■ **Set exercise**: From the entries below, say how many lines carry the word "this", and give nothing but the number.

■ **Material provided**:
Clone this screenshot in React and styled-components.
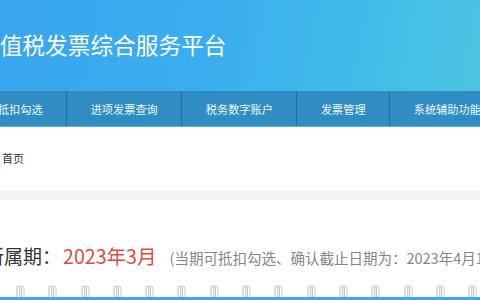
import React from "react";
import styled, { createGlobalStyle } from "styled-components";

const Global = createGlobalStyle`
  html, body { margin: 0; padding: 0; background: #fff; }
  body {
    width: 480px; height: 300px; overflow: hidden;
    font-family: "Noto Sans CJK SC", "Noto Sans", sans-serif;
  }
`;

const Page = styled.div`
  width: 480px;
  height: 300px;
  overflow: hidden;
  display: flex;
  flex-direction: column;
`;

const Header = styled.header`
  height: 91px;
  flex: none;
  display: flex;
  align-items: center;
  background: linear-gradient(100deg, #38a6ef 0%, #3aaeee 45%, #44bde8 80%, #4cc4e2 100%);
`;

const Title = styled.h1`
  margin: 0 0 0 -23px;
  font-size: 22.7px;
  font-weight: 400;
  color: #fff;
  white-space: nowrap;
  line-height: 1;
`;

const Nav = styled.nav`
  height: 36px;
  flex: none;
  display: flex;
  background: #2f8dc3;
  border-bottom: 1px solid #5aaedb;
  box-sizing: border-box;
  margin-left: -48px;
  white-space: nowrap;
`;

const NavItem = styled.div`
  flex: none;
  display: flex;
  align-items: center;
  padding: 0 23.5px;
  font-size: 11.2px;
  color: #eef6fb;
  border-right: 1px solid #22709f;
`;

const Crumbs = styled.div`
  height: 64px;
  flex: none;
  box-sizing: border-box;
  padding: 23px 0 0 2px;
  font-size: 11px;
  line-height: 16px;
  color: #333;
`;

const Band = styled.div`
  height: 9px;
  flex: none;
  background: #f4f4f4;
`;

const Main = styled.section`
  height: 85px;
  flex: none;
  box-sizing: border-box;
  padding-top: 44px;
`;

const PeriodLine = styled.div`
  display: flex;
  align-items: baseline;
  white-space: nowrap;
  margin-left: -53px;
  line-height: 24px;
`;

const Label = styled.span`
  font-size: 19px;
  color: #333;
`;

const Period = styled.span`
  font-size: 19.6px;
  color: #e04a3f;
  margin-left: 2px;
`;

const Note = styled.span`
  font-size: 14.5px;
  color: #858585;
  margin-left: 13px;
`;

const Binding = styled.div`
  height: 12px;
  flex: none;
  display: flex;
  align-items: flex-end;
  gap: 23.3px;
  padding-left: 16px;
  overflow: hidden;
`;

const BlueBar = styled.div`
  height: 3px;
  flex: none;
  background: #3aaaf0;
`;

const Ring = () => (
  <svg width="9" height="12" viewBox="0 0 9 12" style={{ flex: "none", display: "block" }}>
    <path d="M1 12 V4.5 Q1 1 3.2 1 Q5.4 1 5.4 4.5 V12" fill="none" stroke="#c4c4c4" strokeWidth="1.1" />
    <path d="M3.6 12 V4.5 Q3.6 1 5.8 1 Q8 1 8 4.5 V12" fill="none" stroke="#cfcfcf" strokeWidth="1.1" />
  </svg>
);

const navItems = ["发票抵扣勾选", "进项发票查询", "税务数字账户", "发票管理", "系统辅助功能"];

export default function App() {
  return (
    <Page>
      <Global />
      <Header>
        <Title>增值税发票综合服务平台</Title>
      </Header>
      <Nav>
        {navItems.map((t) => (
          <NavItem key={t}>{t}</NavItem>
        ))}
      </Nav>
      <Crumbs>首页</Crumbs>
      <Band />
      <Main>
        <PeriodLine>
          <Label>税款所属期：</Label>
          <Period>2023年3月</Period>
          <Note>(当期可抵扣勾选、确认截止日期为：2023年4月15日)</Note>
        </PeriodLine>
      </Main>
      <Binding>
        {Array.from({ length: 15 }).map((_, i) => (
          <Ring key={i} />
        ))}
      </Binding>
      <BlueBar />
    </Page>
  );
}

==

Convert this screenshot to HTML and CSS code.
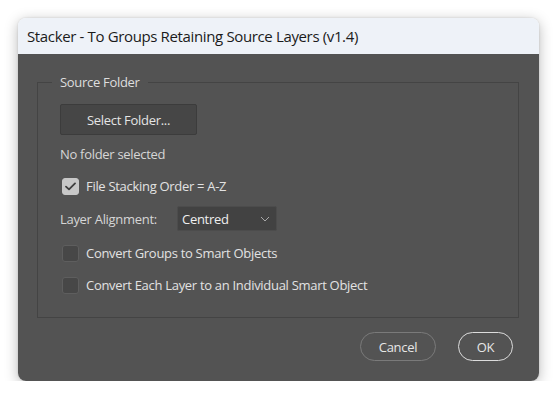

■ **Written response**: 2